According to the National Institute on Drug Abuse, "Illicit drug use in America has been increasing. In 2012, an estimated 23.9 million Americans aged 12 or older—or 9.2 percent of the population—had used an illicit drug or abused a psychotherapeutic medication (such as a pain reliever, stimulant, or tranquilizer) in the past month."
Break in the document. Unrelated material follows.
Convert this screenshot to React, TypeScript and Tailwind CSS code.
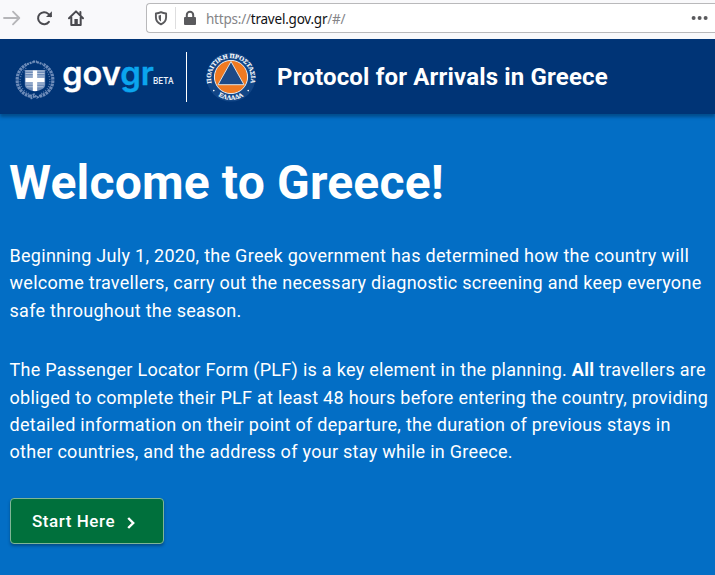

Ouch, right? Those numbers make an even more painful impact when the alcohol or drug user they are talking about is your very own sweet baby girl or boy. As our children enter the teen years and adulthood they are faced with more access to alcohol and drugs than ever before. I was recently driving with my 60 year old friend through the small town he grew up in he told me stories of his teen years. "I was too drunk to be driving one night," he said, "so the cop just carried me in the house and had my friend drive my car home." Not exactly the world we live in now.

 

So what do you do when you find out your teen has regularly been using alcohol or marijuana?

  • Do not over react.

Parents tend to believe they have to make a big stand to scare teens. Teens are not easily scared, not away from drugs. Especially not marijuana or alcohol. Remember Dare to Keep Kids Off Drugs? It is not around anymore. Why? Because scare tactics (the programs primary focus) does not work; teens are invincible, right? Therefore, keep it simple. Explain your family rules, your expectations and a consequence such as staying in a weekend and a shorter curfew for a few weeks. A giant punishment loses the intended effect and alienates you from your teen.